I hereby reject the notion of philosophical zombies. That is, people who act just like regular people, who walk and talk and act as if they had subjective internal states, but don’t actually have those internal states. And this is because if you can’t tell the difference between two systems, then it makes no sense to assert that there is a difference between the two systems.
It is surely possible that there really is a difference. So in a pitch black room someone hands you two swatches of cloth and asks you to tell which is the red on and which is the green one. You can’t tell, but you do know that if you turned on the goddam lights you would be able to tell. But in the philosophical zombie argument every attempt to turn on the goddam lights is ruled impossible, because the zombies are defined to behave exactly like regular people. Except in this one particular way, which is impossible to define or detect or explain.
And I claim balderdash. What exactly does it mean to be conscious? It means that you not only have thoughts, but you know you have thoughts.

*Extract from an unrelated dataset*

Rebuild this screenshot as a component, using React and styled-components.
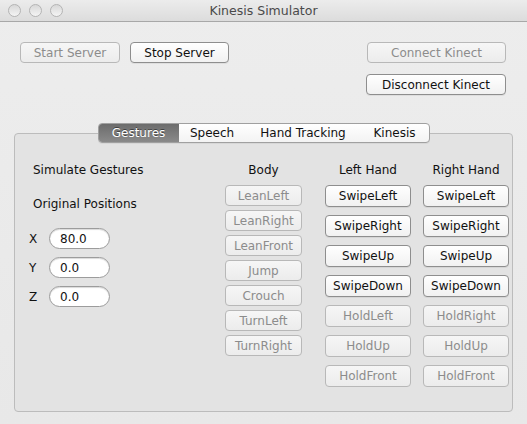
import styled, { createGlobalStyle, css } from "styled-components";

const GlobalStyle = createGlobalStyle`
	html, body {
		margin: 0;
		padding: 0;
		background: #ececec;
	}
	body {
		font-family: "DejaVu Sans", "Liberation Sans", sans-serif;
		font-size: 12px;
		color: #111;
	}
`;

const Window = styled.div`
	width: 527px;
	height: 424px;
	background: linear-gradient(#ededed, #e8e8e8);
	display: flex;
	flex-direction: column;
	overflow: hidden;
`;

const TitleBar = styled.div`
	height: 21px;
	border-bottom: 1px solid #a8a8a8;
	background: linear-gradient(#ececec, #dcdcdc);
	display: flex;
	align-items: center;
	padding: 0 8px;
`;

const Lights = styled.div`
	display: flex;
	gap: 8px;
	width: 60px;
`;

const Light = styled.span`
	width: 11px;
	height: 11px;
	border-radius: 50%;
	border: 1px solid #b4b4b4;
	background: linear-gradient(#d8d8d8, #f4f4f4);
`;

const Title = styled.div`
	flex: 1;
	text-align: center;
	margin-right: 60px;
	font-size: 12.5px;
	color: #4a4a4a;
`;

const TopArea = styled.div`
	display: flex;
	justify-content: space-between;
	align-items: flex-start;
	padding: 20px 21px 0 20px;
`;

const ButtonRow = styled.div`
	display: flex;
	gap: 10px;
`;

const ButtonStack = styled.div`
	display: flex;
	flex-direction: column;
	align-items: flex-end;
	gap: 11px;
`;

const Button = styled.button`
	box-sizing: border-box;
	width: ${(p) => p.$w}px;
	height: ${(p) => p.$h || 21}px;
	padding: 0;
	font-family: inherit;
	font-size: 12px;
	border-radius: 4px;
	border: 1px solid #8e8e8e;
	background: linear-gradient(#ffffff, #f1f1f1);
	color: #111;
	box-shadow: 0 1px 0 rgba(0, 0, 0, 0.06);
	white-space: nowrap;

	${(p) =>
		p.disabled &&
		css`
			border-color: #b8b8b8;
			background: linear-gradient(#f6f6f6, #ececec);
			color: #8c8c8c;
			box-shadow: none;
		`}
`;

const TabView = styled.div`
	margin: 28px 14px 0 14px;
	display: flex;
	flex-direction: column;
	align-items: center;
	flex: 1;
	margin-bottom: 12px;
`;

const TabStrip = styled.div`
	display: flex;
	height: 20px;
	box-sizing: border-box;
	border: 1px solid #a0a0a0;
	border-radius: 4px;
	background: linear-gradient(#ffffff, #f3f3f3);
	margin-bottom: -10px;
	position: relative;
	z-index: 1;
	overflow: hidden;
	box-shadow: 0 1px 0 rgba(0, 0, 0, 0.05);
`;

const Tab = styled.div`
	width: ${(p) => p.$w}px;
	display: flex;
	align-items: center;
	justify-content: center;
	font-size: 12px;
	color: #111;
	position: relative;

	& + &::before {
		content: "";
		position: absolute;
		left: 0;
		top: 3px;
		bottom: 3px;
		border-left: 1px solid #c6c6c6;
	}

	${(p) =>
		p.$active &&
		css`
			background: linear-gradient(#6c6c6c, #8a8a8a);
			color: #fff;
			text-shadow: 0 -1px 0 rgba(0, 0, 0, 0.45);
		`}
`;

const Panel = styled.div`
	align-self: stretch;
	flex: 1;
	border: 1px solid #bcbcbc;
	border-radius: 4px;
	background: #e3e3e3;
	padding: 28px 0 0 14px;
	display: flex;
`;

const LeftColumn = styled.div`
	width: 196px;
	display: flex;
	flex-direction: column;
`;

const Heading = styled.div`
	height: 16px;
	line-height: 16px;
	padding-left: 4px;
	font-size: 12px;
	margin-bottom: ${(p) => p.$gap || 0}px;
`;

const Fields = styled.div`
	display: flex;
	flex-direction: column;
	gap: 8px;
	margin-top: 16px;
`;

const FieldRow = styled.label`
	display: flex;
	align-items: center;
`;

const Axis = styled.span`
	width: 20px;
	font-size: 12px;
`;

const Field = styled.input`
	box-sizing: border-box;
	width: 61px;
	height: 21px;
	border-radius: 11px;
	border: 1px solid #9c9c9c;
	background: #fff;
	box-shadow: inset 0 1px 1px rgba(0, 0, 0, 0.15);
	padding: 0 0 0 10px;
	font-family: inherit;
	font-size: 12px;
	color: #111;
	outline: none;
`;

const GestureColumn = styled.div`
	width: ${(p) => p.$w}px;
	margin-right: ${(p) => p.$mr || 0}px;
	display: flex;
	flex-direction: column;
	align-items: stretch;
`;

const ColumnTitle = styled.div`
	height: 16px;
	line-height: 16px;
	text-align: center;
	font-size: 12px;
	margin-bottom: 7px;
`;

const ButtonList = styled.div`
	display: flex;
	flex-direction: column;
	gap: ${(p) => p.$gap}px;
`;

const body = ["LeanLeft", "LeanRight", "LeanFront", "Jump", "Crouch", "TurnLeft", "TurnRight"];

const leftHand = [
	["SwipeLeft", true],
	["SwipeRight", true],
	["SwipeUp", true],
	["SwipeDown", true],
	["HoldLeft", false],
	["HoldUp", false],
	["HoldFront", false],
];

const rightHand = [
	["SwipeLeft", true],
	["SwipeRight", true],
	["SwipeUp", true],
	["SwipeDown", true],
	["HoldRight", false],
	["HoldUp", false],
	["HoldFront", false],
];

const positions = [
	["X", "80.0"],
	["Y", "0.0"],
	["Z", "0.0"],
];

export default function App() {
	return (
		<>
			<GlobalStyle />
			<Window>
				<TitleBar>
					<Lights>
						<Light />
						<Light />
						<Light />
					</Lights>
					<Title>Kinesis Simulator</Title>
				</TitleBar>

				<TopArea>
					<ButtonRow>
						<Button $w={100} disabled>
							Start Server
						</Button>
						<Button $w={99}>Stop Server</Button>
					</ButtonRow>
					<ButtonStack>
						<Button $w={139} disabled>
							Connect Kinect
						</Button>
						<Button $w={140}>Disconnect Kinect</Button>
					</ButtonStack>
				</TopArea>

				<TabView>
					<TabStrip>
						<Tab $w={80} $active>
							Gestures
						</Tab>
						<Tab $w={67}>Speech</Tab>
						<Tab $w={115}>Hand Tracking</Tab>
						<Tab $w={68}>Kinesis</Tab>
					</TabStrip>
					<Panel>
						<LeftColumn>
							<Heading $gap={18}>Simulate Gestures</Heading>
							<Heading>Original Positions</Heading>
							<Fields>
								{positions.map(([axis, value]) => (
									<FieldRow key={axis}>
										<Axis>{axis}</Axis>
										<Field defaultValue={value} />
									</FieldRow>
								))}
							</Fields>
						</LeftColumn>

						<GestureColumn $w={77} $mr={23}>
							<ColumnTitle>Body</ColumnTitle>
							<ButtonList $gap={4}>
								{body.map((name) => (
									<Button key={name} $w={77} disabled>
										{name}
									</Button>
								))}
							</ButtonList>
						</GestureColumn>

						<GestureColumn $w={86} $mr={12}>
							<ColumnTitle>Left Hand</ColumnTitle>
							<ButtonList $gap={8}>
								{leftHand.map(([name, on]) => (
									<Button key={name} $w={86} $h={22} disabled={!on}>
										{name}
									</Button>
								))}
							</ButtonList>
						</GestureColumn>

						<GestureColumn $w={86}>
							<ColumnTitle>Right Hand</ColumnTitle>
							<ButtonList $gap={8}>
								{rightHand.map(([name, on]) => (
									<Button key={name} $w={86} $h={22} disabled={!on}>
										{name}
									</Button>
								))}
							</ButtonList>
						</GestureColumn>
					</Panel>
				</TabView>
			</Window>
		</>
	);
}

You don’t just react, you model your own internal states as you react. You get mad when someone steps on your toe, but you also know that you’ll get mad if someone steps on your toe. You’re able to understand yourself, to some extent at least. When you talk to a human being, and threaten to step on their toe, they can explain back to you what might happen if you try to step on their toe.
So how is the philosophical zombie different? It has to be able to act AS IF it knows its own mental states. And how exactly is this different than actually knowing its own mental states? It just is, in some ineffable unknowable sense? Again, balderdash. If there’s no difference, there’s no difference.
And this is why bullshit concepts like “The Chinese Room” are bullshit. A Chinese Room that could fool you into thinking you’re talking to a person would have to have some way of remembering the conversation. It can’t just be a bunch of arbitrary tables with some random factors thrown in. It can’t just be quadrillions of transcripts of every possible human conversation, because such a thing couldn’t be contained in a room, it would take a solar system full of filing cabinets. Every day people are saying and writing sentences that no human on Earth has every said or written before. You can’t just start writing down every possible sentence that could be input into your goddam Chinese Room along with every possible output sentence, because the sun would grow cold before you finished.
And suppose you really could do it. All you’ve done is proven you can emulate one computational system on another vastly slower computation system. Congratulations Alan Turing! You were right all along.
Again, my whole complaint about this line of reasoning is that the questions aren’t well thought out. Could a computer have a soul? First tell me how you could tell the difference between a human with a soul and a human with no soul, and I could begin to answer your question. But if you can’t talk about souls in such a way that it would be possible to tell the difference, then my contention is that “soul” is a word that doesn’t actually mean anything.